I felt strange at first. But it is beginning to feel a little more natural to express my thanks and appreciation for people. It seems to be easier with people I don't know well. I have to think that is because that person doesn't have past experience with me. They don't have baggage, expectations or know that this isn't something I typically do. There's more freedom to not feel embarrassed or uncomfortable. With people I know, who have known me, there are plenty emotions thrown in there that I'm still working through.

I have to overcome self-doubt and I'm always hesitant before I speak up. But the more I do it... I realize it is an important thing for me and the other person.
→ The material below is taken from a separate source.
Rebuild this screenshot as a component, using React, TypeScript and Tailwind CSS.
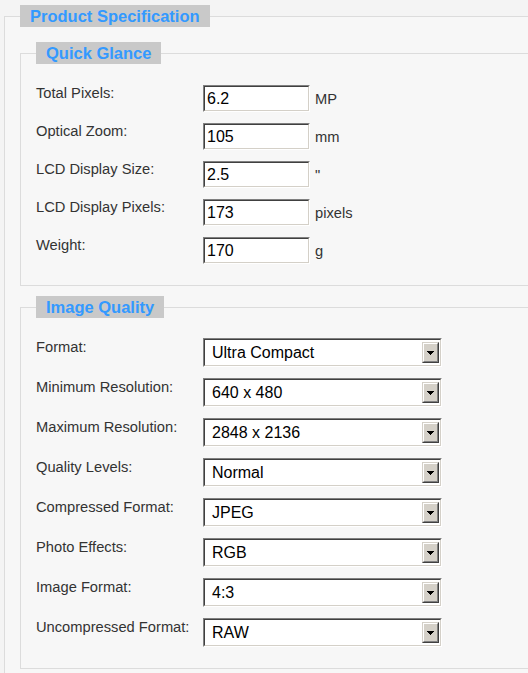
import React from 'react'

const quickGlance = [
  { label: 'Total Pixels:', value: '6.2', unit: 'MP' },
  { label: 'Optical Zoom:', value: '105', unit: 'mm' },
  { label: 'LCD Display Size:', value: '2.5', unit: '"' },
  { label: 'LCD Display Pixels:', value: '173', unit: 'pixels' },
  { label: 'Weight:', value: '170', unit: 'g' },
]

const imageQuality = [
  { label: 'Format:', value: 'Ultra Compact' },
  { label: 'Minimum Resolution:', value: '640 x 480' },
  { label: 'Maximum Resolution:', value: '2848 x 2136' },
  { label: 'Quality Levels:', value: 'Normal' },
  { label: 'Compressed Format:', value: 'JPEG' },
  { label: 'Photo Effects:', value: 'RGB' },
  { label: 'Image Format:', value: '4:3' },
  { label: 'Uncompressed Format:', value: 'RAW' },
]

function Legend({ children }: { children: React.ReactNode }) {
  return (
    <legend className="h-[22px] bg-[#c9c9c9] px-[10px] text-[16.5px] font-bold leading-[22px] text-[#3399ff]">
      {children}
    </legend>
  )
}

function TextBox({ value }: { value: string }) {
  return (
    <div className="border border-t-[#808080] border-l-[#808080] border-b-white border-r-white">
      <div className="flex h-[25px] w-[105px] items-center border border-t-[#404040] border-l-[#404040] border-b-[#d4d0c8] border-r-[#d4d0c8] bg-white pl-[2px] text-[16px] text-black">
        {value}
      </div>
    </div>
  )
}

function DropArrow() {
  return (
    <div className="border border-t-[#d4d0c8] border-l-[#d4d0c8] border-b-[#404040] border-r-[#404040]">
      <div className="flex h-[19px] w-[15px] items-center justify-center border border-t-white border-l-white border-b-[#808080] border-r-[#808080] bg-[#d4d0c8]">
        <svg width="7" height="4" viewBox="0 0 7 4" shapeRendering="crispEdges" className="mt-[1px]">
          <rect x="0" y="0" width="7" height="1" fill="#000" />
          <rect x="1" y="1" width="5" height="1" fill="#000" />
          <rect x="2" y="2" width="3" height="1" fill="#000" />
          <rect x="3" y="3" width="1" height="1" fill="#000" />
        </svg>
      </div>
    </div>
  )
}

function SelectBox({ value }: { value: string }) {
  return (
    <div className="border border-t-[#808080] border-l-[#808080] border-b-white border-r-white">
      <div className="flex h-[27px] w-[237px] items-center justify-between border border-t-[#404040] border-l-[#404040] border-b-[#d4d0c8] border-r-[#d4d0c8] bg-white pl-[7px] pr-[1px] text-[16px] text-black">
        <span>{value}</span>
        <DropArrow />
      </div>
    </div>
  )
}

export default function App() {
  return (
    <div
      className="h-screen w-full overflow-hidden bg-[#f4f4f4] pt-[5px] pl-[4px] text-[#333]"
      style={{ fontFamily: '"Liberation Sans", Arial, sans-serif' }}
    >
      <fieldset className="w-[600px] border border-[#dcdcdc] bg-[#f7f7f7] px-[15px] pt-[15px] pb-[20px]">
        <Legend>Product Specification</Legend>

        <fieldset className="border border-[#dcdcdc] px-[15px] pt-[21px] pb-[21px]">
          <Legend>Quick Glance</Legend>
          <div className="flex flex-col gap-[11px]">
            {quickGlance.map((row) => (
              <div key={row.label} className="flex items-start">
                <div className="w-[167px] shrink-0 text-[14.7px] leading-[16px]">{row.label}</div>
                <div className="flex items-center gap-[5px]">
                  <TextBox value={row.value} />
                  <span className="text-[14.7px] leading-[16px]">{row.unit}</span>
                </div>
              </div>
            ))}
          </div>
        </fieldset>

        <fieldset className="mt-[10px] border border-[#dcdcdc] px-[15px] pt-[20px] pb-[21px]">
          <Legend>Image Quality</Legend>
          <div className="flex flex-col gap-[11px]">
            {imageQuality.map((row) => (
              <div key={row.label} className="flex items-start">
                <div className="w-[167px] shrink-0 pt-[1px] text-[14.7px] leading-[16px]">{row.label}</div>
                <SelectBox value={row.value} />
              </div>
            ))}
          </div>
        </fieldset>
      </fieldset>
    </div>
  )
}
Focusing on something good, telling someone they helped you, acknowledging that person... all of that is more important than I think most of us realize.

There are times people have a very similar, awkward, unsure, confused, response. The response I understand completely. I make sure they know that I also have a similar reaction; so I understand that feeling in my own way. I always follow up with: I really just wanted to make sure you knew that you left an impact in that moment. Because even if you feel weird and uncomfortable with it... it's always nice to know that your existence left something positive, even if you didn't intend for it, know about it, or realize that was an interaction worth remembering for someone.

We all see ourselves differently than others see us. I've noticed that when someone expresses gratitude I can briefly see their perspective of me. Having awareness of how someone else sees me has been life changing. I can't see myself like that, because depression taints how I see my positive bits. But it makes me feel happy for a second knowing that I added something positive to the world. I also end up getting a different understanding about someone else's experiences and things that they are thankful for.